Nothing further attempted to leave the mound.
“Wh-what do we do now, Top?” Jenne asked.
“Wait for the landing boat,” answered Horthy. He shook the cramp out of his hand and pretended that it was not caused by his panicky deathgrip on the tribarrel moments before. “And we pray that it comes before too bleeding long.”
The cold that made Hilf’s body shudder was the residue of the Mothers’ death throes deep in the corridors of the Nest. No warmth remained in a universe which had seen the last generation of the Folk. The yellow leaf-tinge of his blast-damaged Tree no longer concerned Hilf.

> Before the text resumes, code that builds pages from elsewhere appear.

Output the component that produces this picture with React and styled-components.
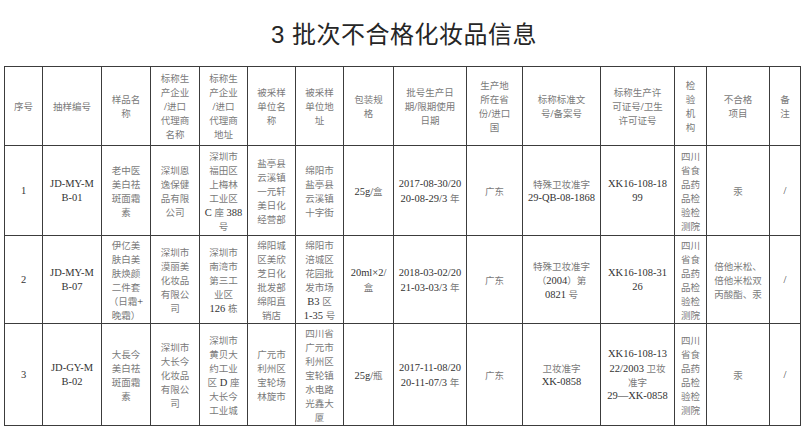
import React from 'react'
import styled, { createGlobalStyle } from 'styled-components'

const GlobalStyle = createGlobalStyle`
  html, body {
    margin: 0;
    padding: 0;
    background: #ffffff;
  }
`

const Page = styled.div`
  width: 808px;
  height: 434px;
  overflow: hidden;
  background: #fff;
  font-family: 'Liberation Serif', 'Noto Sans CJK SC', serif;
`

const Title = styled.h1`
  margin: 0;
  height: 66px;
  padding-top: 20px;
  box-sizing: border-box;
  text-align: center;
  font-family: 'Liberation Sans', 'Noto Sans CJK SC', sans-serif;
  font-weight: 400;
  font-size: 24px;
  line-height: 30px;
  color: #262626;
  letter-spacing: 0.5px;
`

const TableWrap = styled.div`
  padding-left: 4px;
`

const Table = styled.table`
  border-collapse: collapse;
  table-layout: fixed;
  width: 796px;
`

const Row = styled.tr`
  height: ${(props) => props.$h}px;
`

const Cell = styled.td`
  border: 1.5px solid #3c3c3c;
  padding: 0 2px;
  text-align: center;
  vertical-align: middle;
  font-size: 10.5px;
  line-height: 14px;
  color: #333;
  overflow: hidden;
`

const Line = styled.div`
  height: 14px;
  line-height: 14px;
  white-space: nowrap;
  overflow: visible;
`

const Han = styled.span`
  font-family: 'Noto Sans CJK SC', sans-serif;
  font-size: 9.5px;
  line-height: 14px;
  color: #7a7a7a;
`

const widths = [38, 59, 49, 49, 48, 48, 48, 50, 73, 56, 78, 74, 32, 63, 31]

const header = [
  ['序号'],
  ['抽样编号'],
  ['样品名', '称'],
  ['标称生', '产企业', '/进口', '代理商', '名称'],
  ['标称生', '产企业', '/进口', '代理商', '地址'],
  ['被采样', '单位名', '称'],
  ['被采样', '单位地', '址'],
  ['包装规', '格'],
  ['批号生产日', '期/限期使用', '日期'],
  ['生产地', '所在省', '份/进口', '国'],
  ['标称标准文', '号/备案号'],
  ['标称生产许', '可证号/卫生', '许可证号'],
  ['检', '验', '机', '构'],
  ['不合格', '项目'],
  ['备', '注'],
]

const lab = ['四川', '省食', '品药', '品检', '验检', '测院']

const rows = [
  {
    h: 90,
    cells: [
      ['1'],
      ['JD-MY-M', 'B-01'],
      ['老中医', '美白祛', '斑面霜', '素'],
      ['深圳恩', '逸保健', '品有限', '公司'],
      ['深圳市', '福田区', '上梅林', '工业区', 'C 座 388', '号'],
      ['盐亭县', '云溪镇', '一元轩', '美日化', '经营部'],
      ['绵阳市', '盐亭县', '云溪镇', '十字街'],
      ['25g/盒'],
      ['2017-08-30/20', '20-08-29/3 年'],
      ['广东'],
      ['特殊卫妆准字', '29-QB-08-1868'],
      ['XK16-108-18', '99'],
      lab,
      ['汞'],
      ['/'],
    ],
  },
  {
    h: 88,
    cells: [
      ['2'],
      ['JD-MY-M', 'B-07'],
      ['伊亿美', '肤白美', '肤焕颜', '二件套', '（日霜+', '晚霜）'],
      ['深圳市', '漠丽美', '化妆品', '有限公', '司'],
      ['深圳市', '南湾市', '第三工', '业区', '126 栋'],
      ['绵阳城', '区美欣', '芝日化', '批发部', '绵阳直', '销店'],
      ['绵阳市', '涪城区', '花园批', '发市场', 'B3 区', '1-35 号'],
      ['20ml×2/', '盒'],
      ['2018-03-02/20', '21-03-03/3 年'],
      ['广东'],
      ['特殊卫妆准字', '（2004）第', '0821 号'],
      ['XK16-108-31', '26'],
      lab,
      ['倍他米松、', '倍他米松双', '丙酸酯、汞'],
      ['/'],
    ],
  },
  {
    h: 102,
    cells: [
      ['3'],
      ['JD-GY-M', 'B-02'],
      ['大長今', '美白祛', '斑面霜', '素'],
      ['深圳市', '大长今', '化妆品', '有限公', '司'],
      ['深圳市', '黄贝大', '约工业', '区 D 座', '大长今', '工业城'],
      ['广元市', '利州区', '宝轮场', '林旋市'],
      ['四川省', '广元市', '利州区', '宝轮镇', '水电路', '光鑫大', '厦'],
      ['25g/瓶'],
      ['2017-11-08/20', '20-11-07/3 年'],
      ['广东'],
      ['卫妆准字', 'XK-0858'],
      ['XK16-108-13', '22/2003 卫妆', '准字', '29—XK-0858'],
      lab,
      ['汞'],
      ['/'],
    ],
  },
]

// split a line into runs so Chinese can get its own face and tone
const HAN = /([\u3000-\u9fff\uff00-\uffef、]+)/

const renderText = (text) =>
  text
    .split(HAN)
    .filter(Boolean)
    .map((part, i) =>
      /[\u3000-\u9fff\uff00-\uffef、]/.test(part) ? <Han key={i}>{part}</Han> : <span key={i}>{part}</span>
    )

const CellLines = ({ lines }) => (
  <Cell>
    {lines.map((l, i) => (
      <Line key={i}>{renderText(l)}</Line>
    ))}
  </Cell>
)

export default function App() {
  return (
    <Page>
      <GlobalStyle />
      <Title>3 批次不合格化妆品信息</Title>
      <TableWrap>
        <Table>
          <colgroup>
            {widths.map((w, i) => (
              <col key={i} style={{ width: w }} />
            ))}
          </colgroup>
          <tbody>
            <Row $h={79}>
              {header.map((c, i) => (
                <CellLines key={i} lines={c} />
              ))}
            </Row>
            {rows.map((r, ri) => (
              <Row key={ri} $h={r.h}>
                {r.cells.map((c, i) => (
                  <CellLines key={i} lines={c} />
                ))}
              </Row>
            ))}
          </tbody>
        </Table>
      </TableWrap>
    </Page>
  )
}
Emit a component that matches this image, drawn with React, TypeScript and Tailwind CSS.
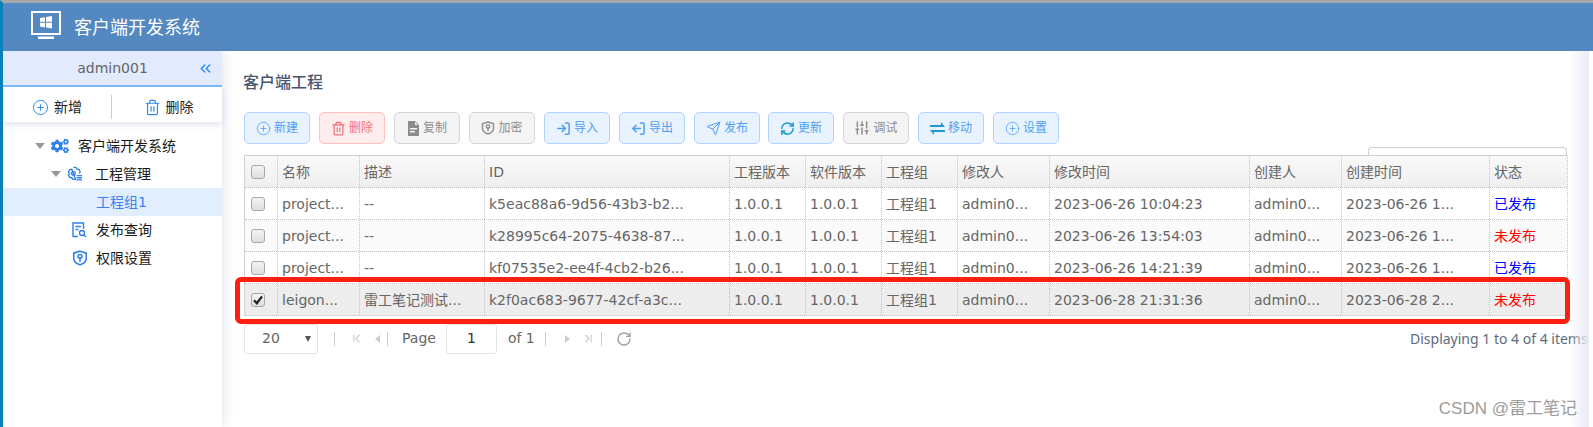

About him, a psychic pressure rather than a message, he could feel the gathering of the other twenty-eight septs—just too late to protect the Mothers who had summoned them. Except for the Moon Sept’s, the Trees were still healthy and would continue to be so for years until there were too few of the Folk scampering among the branches to spread their pollen. Then, with only the infrequent wind to stimulate new growth, the Trees as well would begin to die.
Hilf began to walk forward on all fours, his knuckles gripping firmly the rough exterior of the Nest. “Top!” cried one of the invaders, and Hilf knew that their eyes or the quick-darting antennae of their silver beasts had discovered his approach. He looked up. The three-limbed Caller was staring at him, his stick extended to kill. His eyes were as empty as Hilf’s own.
The bolt hammered through Hilf’s lungs and he pitched backwards. Through the bloodroar in his ears he could hear the far-distant howl that had preceded the invader’s appearance in the forest.
As if the landing boat were their signal, the thirty thousand living males of the Folk surged forward from the Trees.